AI as extension of enterprise IT

The enterprise use cases that are attracting the most investment today are automated customer service agents, quality management investigation and recommendation systems, diagnosis and treatment systems, and fraud analysis and investigation. The use cases that will experience the fastest revenue growth over the next five years are public safety and emergency response, pharmaceutical research and discovery, diagnosis and treatment systems, supply and logistics, quality management investigation and recommendation systems, and fleet management. The ability to recognize and respond to data flows using algorithms and rule-based logic enables AI applications to automate a broad range of functions across many industries and augment the work employees, making them more productive.

Self-driving grows up

According to McKinsey, self-driving cars will save an estimated 300,000 lives per decade by reducing fatal traffic accidents. This is expected to save $190 billion in annual critical care and triage costs. With Google alone racking up over 1 million miles testing autonomous vehicles, focus will shift from potential benefits to the necessary regulation. Legislators and policymaker will start the long process of designing and implementing the new legislation. 2020 could be the first year to see a marketable autonomous vehicle and society must begin to prepare for that day. We will see more lobbying groups in Washington DC and more vendor and user coalitions forming, to prepare the ground for widespread use.
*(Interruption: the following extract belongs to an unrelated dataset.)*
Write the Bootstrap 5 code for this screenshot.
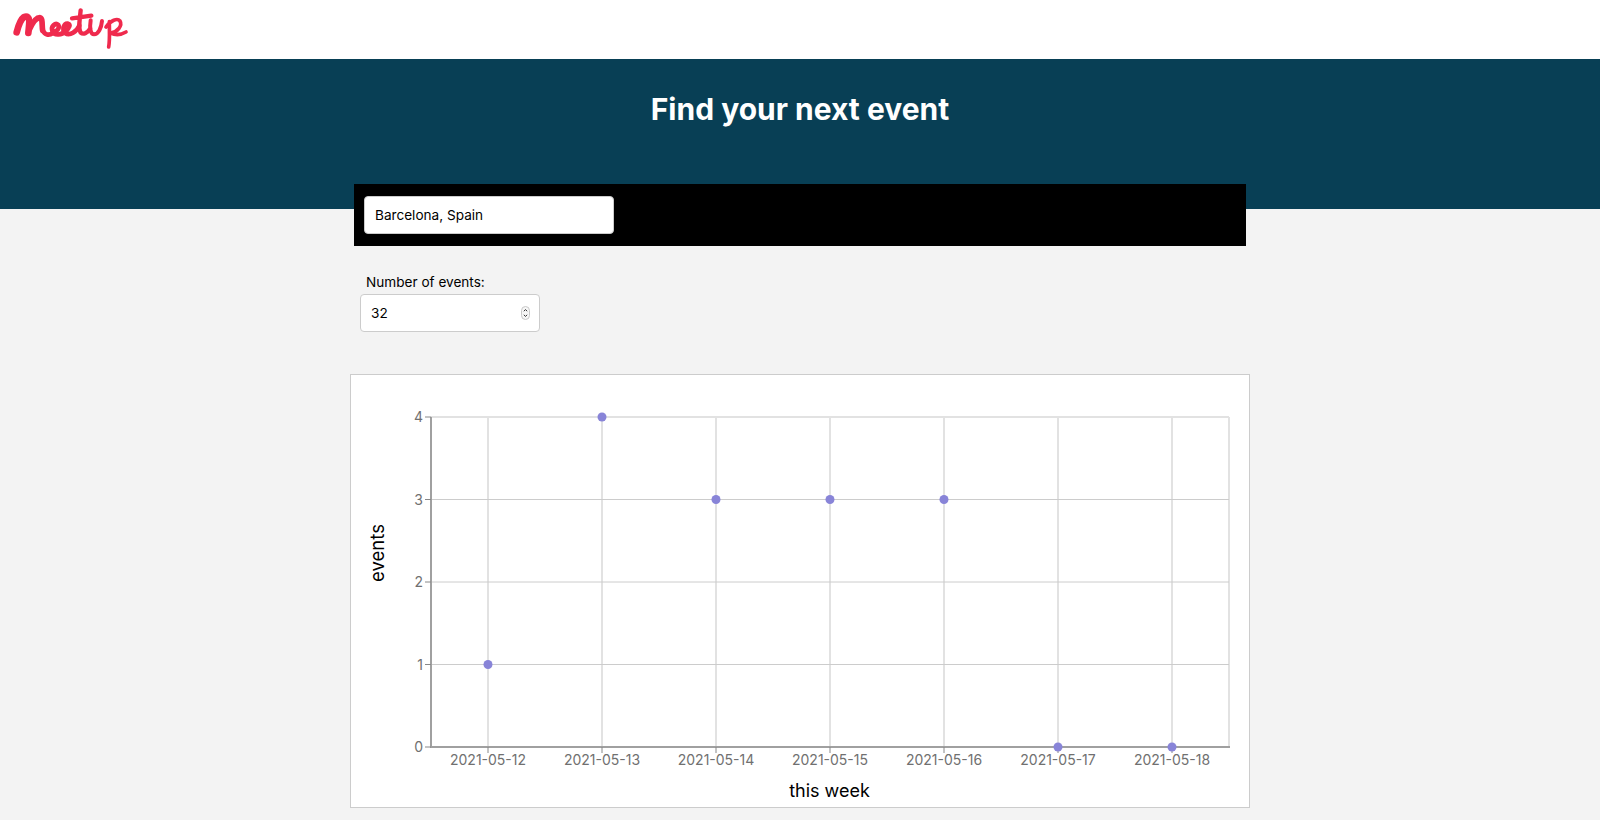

The many faces and uses of hardware

Alternative hardware platforms such as field-programmable gate arrays (FPGAs), application specific integrated circuits (ASICs), and specialized processor architectures will increasingly compete for attention and investment dollars with Graphics processing units (GPUs), which have been the dominant hardware platform for AI applications, specifically deep learning systems. As AI algorithms change to account for applications like autonomous driving or personalized medicine with dynamic inputs, there is a case for having memory storage on the processor itself. The evolving nature of algorithms and workloads will determine what architecture is best suited for which application.

The emergence of the AI services market

As happened recently with big data and data science, there is emerging opportunity for services related to AI, including vendor selection, implementation, training, application and algorithm development and integration, and consulting. As the skills and experience related to machine learning and AI are in short supply, we will see expansion of the on-demand services provided by cloud vendors.